The new president will be selected by a total of 1,009 Grand Electors — lawmakers of both the lower Chamber of Deputies and the Senate, plus five senators-for life and special regional representatives. The first three rounds of voting require a two-thirds majority. After that, the threshold drops to a simple majority, 505 votes, and that's Berlusconi's target.
“There is a kind of megalomania about this man from the start" of his business career, and he would love to "top off his career with the highest office in the country,'' said John Harper, emeritus professor at Johns Hopkins School of Advanced International Studies (SAIS Europe) in Bologna.
Berlusconi “might give it a try if he has any doubts as to the numbers, and see if he’s anywhere near 500,’’ Harper ventured. Or, if convinced the numbers aren't there, Berlusconi could renounce his candidacy, and support someone else. "And he’ll come out looking as the man who guarantees (national) stability and has made a great gesture of sacrifice” by withdrawing, Harper said in a phone interview.
Berlusconi's two main partners in a center-right bloc, Matteo Salvini who leads the anti-migrant League, and Giorgia Meloni, who heads the nationalist far-right Brothers of Italy, publicly backed his quest for the presidential palace on the Quirinal Hill.
But keen on avoiding any embarrassment for the bloc ahead of elections for Parliament, due by spring 2023, Salvini is also pressing Berlusconi to guarantee victory or step aside.
With it “extremely improbable” that Berlusconi could snag the needed votes, it would become a matter of when “he passes from candidate to kingmaker’’ by shifting his bloc’s votes behind someone else, said political scientist Giovanni Orsina, a professor in the LUISS university School of Government in Rome.

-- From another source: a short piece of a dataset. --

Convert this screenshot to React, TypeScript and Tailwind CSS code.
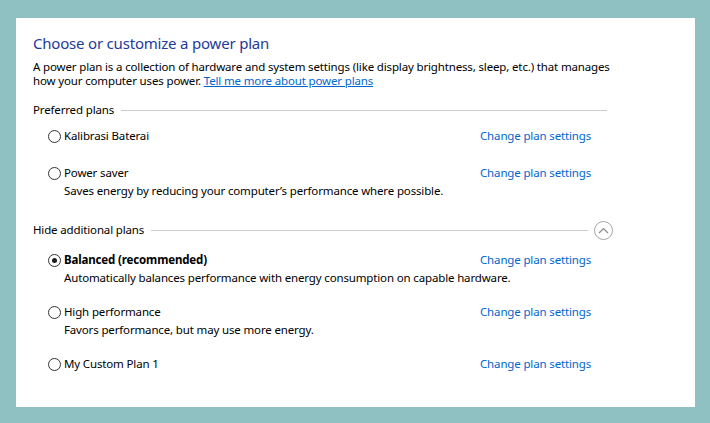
import { FC } from "react";

const font = { fontFamily: '"Noto Sans", "Open Sans", sans-serif' };

const Radio: FC<{ checked?: boolean }> = ({ checked }) => (
  <span className="relative flex h-[13px] w-[13px] shrink-0 items-center justify-center rounded-full border border-[#333333] bg-white">
    {checked && <span className="h-[5px] w-[5px] rounded-full bg-[#1f1f1f]" />}
  </span>
);

interface PlanProps {
  name: string;
  desc?: string;
  checked?: boolean;
}

const Plan: FC<PlanProps> = ({ name, desc, checked }) => (
  <div className={desc ? "mb-[16px]" : "mb-[19px]"}>
    <div className="flex h-[18px] items-center">
      <div className="flex w-[447px] items-center gap-[3px] pl-[15px]">
        <Radio checked={checked} />
        <span className={checked ? "font-bold text-black" : "text-black"}>{name}</span>
      </div>
      <a href="#" className="text-[#0066cc]">
        Change plan settings
      </a>
    </div>
    {desc && <div className="flex h-[18px] items-center pl-[31px] text-black">{desc}</div>}
  </div>
);

const Section: FC<{ title: string; toggle?: boolean }> = ({ title, toggle }) => (
  <div className={toggle ? "flex h-[28px] items-center pr-[82px]" : "flex h-[18px] items-center pr-[88px]"}>
    <span className="text-black">{title}</span>
    <div className="ml-[7px] h-px flex-1 bg-[#cccccc]" />
    {toggle && (
      <span className="ml-[6px] flex h-[19px] w-[19px] items-center justify-center rounded-full border border-[#a6a6a6]">
        <svg width="11" height="7" viewBox="0 0 11 7" fill="none">
          <path d="M1 6 L5.5 1.5 L10 6" stroke="#8a8a8a" strokeWidth="1.2" />
        </svg>
      </span>
    )}
  </div>
);

export default function App() {
  return (
    <div className="h-[423px] w-[710px] bg-[#8fc1c2] pl-[16px] pt-[18px]" style={font}>
      <div className="h-[389px] w-[679px] bg-white pl-[17px] pt-[14px] text-[11.5px] leading-[14px] tracking-[-0.15px]">
        <h1 className="text-[15px] leading-[22px] tracking-[-0.2px] text-[#1e3a9a]">Choose or customize a power plan</h1>
        <p className="mt-[6px] w-[590px] text-black">
          A power plan is a collection of hardware and system settings (like display brightness, sleep, etc.) that manages
          how your computer uses power.{" "}
          <a href="#" className="text-[#0066cc] underline">
            Tell me more about power plans
          </a>
        </p>
        <div className="mt-[13px]">
          <Section title="Preferred plans" />
          <div className="mt-[8px]">
            <Plan name="Kalibrasi Baterai" />
            <Plan name="Power saver" desc="Saves energy by reducing your computer’s performance where possible." />
          </div>
          <div className="mt-[12px]">
            <Section title="Hide additional plans" toggle />
          </div>
          <div className="mt-[7px]">
            <Plan name="Balanced (recommended)" checked desc="Automatically balances performance with energy consumption on capable hardware." />
            <Plan name="High performance" desc="Favors performance, but may use more energy." />
            <Plan name="My Custom Plan 1" />
          </div>
        </div>
      </div>
    </div>
  );
}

Former Premier Enrico Letta, who heads the Democratic Party, blasted the center-right’s decision last week to back Berlusconi as “a profoundly wrong choice.”
“Every political (party) leader is divisive, but when we think of Silvio Berlusconi, in the history of these 25 years, it’s difficult to think of a political chief more divisive than him,” Letta told his party.
Berlusconi has long been dogged by political opponents' contentions of conflict of interest, since his business empire includes Italy’s three main private TV networks.
Earlier this month, a few hundred protesters turned out in the heart of Rome chanting: “the Quirinale is not a bunga bunga” party.
The president of the Chamber of Deputies, Roberto Fico, a leader of the populist 5-Star Movement, told state TV in an interview this week that Italy’s president must be someone with “high morality.”
Berlusconi has struggled over the years with heart and other health problems and was hospitalized for COVID-19.
The current head of state, Sergio Mattarella, whose term expires on Feb. 3, has repeatedly said he doesn’t want to run again for president. Mattarella, who began his political career as a Christian Democrat, was a judge on the constitutional court when he was elected head of state in 2015.
For decades, the president's role was viewed as chiefly ceremonial, although the head of state can dissolve Parliament if the legislature seems hopelessly gridlocked. But recent presidents have taken a more dynamic role.
Mattarella last year tapped Mario Draghi the former European Central Bank chief, to head a pandemic-unity government embracing parties from the left to the right. Draghi succeeded populist Premier Giuseppe Conte, after confidence ebbed — even among his allies — that the latter could shepherd Italy's economy and society through the ravages of the COVID-19 outbreak.
Draghi, whose “whatever it takes” strategy has been largely credited with saving the euro currency during the last decade’s financial crisis, has been coy when repeatedly asked by reporters if he wants to be president, but he has also left the door open.
Any bowing out of the bid for the presidency by Berlusconi would largely be greeted by relief by European officials, “especially in the context of Italy's restored prestige, with Mattarella and Draghi raising the profile of the country” on the continent, Harper said.